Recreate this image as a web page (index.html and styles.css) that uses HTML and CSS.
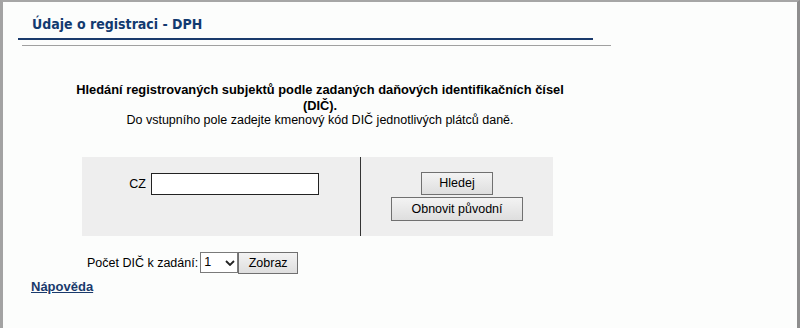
FILE: index.html
```html
<!DOCTYPE html>
<html lang="cs">
<head>
<meta charset="utf-8">
<title>Údaje o registraci - DPH</title>
<link rel="stylesheet" href="styles.css">
</head>
<body>
<div class="frame">
  <div class="header">
    <h1 class="title">Údaje o registraci - DPH</h1>
  </div>
  <div class="rule"></div>

  <div class="intro">
    <h2 class="lead">Hledání registrovaných subjektů podle zadaných daňových identifikačních čísel (DIČ).</h2>
    <p class="hint">Do vstupního pole zadejte kmenový kód DIČ jednotlivých plátců daně.</p>
  </div>

  <div class="panel">
    <div class="panel-left">
      <label class="cz" for="dic">CZ</label>
      <input class="field" id="dic" type="text">
    </div>
    <div class="panel-right">
      <button class="btn btn-search" type="button">Hledej</button>
      <button class="btn btn-reset" type="button">Obnovit původní</button>
    </div>
  </div>

  <div class="count-row">
    <span class="count-label">Počet DIČ k zadání:</span>
    <span class="select-wrap">
      <select class="count-select"><option>1</option></select>
      <svg class="chev" width="10" height="6" viewBox="0 0 10 6"><path d="M1 1 L5 5 L9 1" fill="none" stroke="#222" stroke-width="1.8"/></svg>
    </span>
    <button class="btn btn-show" type="button">Zobraz</button>
  </div>

  <a class="help" href="#">Nápověda</a>
</div>
</body>
</html>
```

FILE: styles.css
```css
html, body {
  margin: 0;
  padding: 0;
}
body {
  background: #fcfdfc;
  font-family: "Liberation Sans", Arial, sans-serif;
  font-size: 12.5px;
  color: #000;
}
.frame {
  box-sizing: border-box;
  height: 328px;
  border-top: 2px solid #a6a6a6;
  border-left: 3px solid #a3a3a3;
  border-right: 3px solid #8e8e8e;
  overflow: hidden;
}
.header {
  margin-left: 15px;
  width: 575px;
  border-bottom: 2px solid #1a3a6c;
  padding: 14px 0 6px 14px;
  box-sizing: border-box;
}
.title {
  margin: 0;
  font-family: "DejaVu Sans Condensed", "Liberation Sans Narrow", sans-serif;
  font-weight: bold;
  font-size: 14px;
  line-height: 16px;
  color: #123a70;
}
.rule {
  margin-left: 19px;
  width: 589px;
  height: 1px;
  margin-top: 5px;
  background: #a0a0a0;
}
.intro {
  margin: 36px 0 0 62px;
  width: 510px;
  text-align: center;
}
.lead {
  margin: 0;
  font-size: 12.85px;
  font-weight: bold;
  line-height: 15.5px;
}
.hint {
  margin: 0;
  line-height: 15.5px;
}
.panel {
  display: flex;
  margin: 28px 0 0 79px;
  width: 471px;
  height: 79px;
  background: #eeeeee;
}
.panel-left {
  width: 279px;
  display: flex;
  justify-content: center;
  align-items: flex-start;
  gap: 5px;
  padding: 16px 0 0 6px;
  box-sizing: border-box;
  border-right: 1px solid #333;
}
.cz {
  line-height: 21px;
  padding-top: 1px;
}
.field {
  box-sizing: border-box;
  width: 168px;
  height: 22px;
  margin: 0;
  border: 1px solid #222;
  background: #fff;
  padding: 0 3px;
  font: 12.5px "Liberation Sans", Arial, sans-serif;
}
.panel-right {
  flex: 1;
  display: flex;
  flex-direction: column;
  align-items: center;
  justify-content: center;
  gap: 2px;
}
.btn {
  box-sizing: border-box;
  margin: 0;
  border: 1px solid #707070;
  border-radius: 0;
  background: linear-gradient(#f3f3f3, #dedede);
  font: 12.5px "Liberation Sans", Arial, sans-serif;
  color: #000;
  padding: 0;
}
.btn-search {
  width: 72px;
  height: 23px;
}
.btn-reset {
  width: 132px;
  height: 24px;
}
.count-row {
  display: flex;
  align-items: flex-start;
  margin: 16px 0 0 84px;
  height: 22px;
}
.count-label {
  line-height: 20px;
  padding-top: 1px;
  padding-right: 2px;
}
.select-wrap {
  position: relative;
  display: inline-block;
}
.count-select {
  appearance: none;
  -webkit-appearance: none;
  box-sizing: border-box;
  width: 38px;
  height: 21px;
  margin: 0;
  border: 1px solid #7a7a7a;
  border-radius: 0;
  background: #fff;
  padding: 0 0 0 3px;
  font: 12.5px "Liberation Sans", Arial, sans-serif;
  color: #000;
}
.chev {
  position: absolute;
  left: 25px;
  top: 8px;
  pointer-events: none;
}
.btn-show {
  width: 60px;
  height: 22px;
}
.help {
  display: inline-block;
  margin: 5px 0 0 28px;
  font-size: 13px;
  font-weight: bold;
  color: #1a3a6c;
  text-decoration: underline;
  line-height: 15px;
}
```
──────────────────────────────
GOAL:
Copy and report every line where the word "styles" is present.

SOLUTION BELOW:
Recreate this image as a web page (index.html and styles.css) that uses HTML and CSS.
<link rel="stylesheet" href="styles.css">
FILE: styles.css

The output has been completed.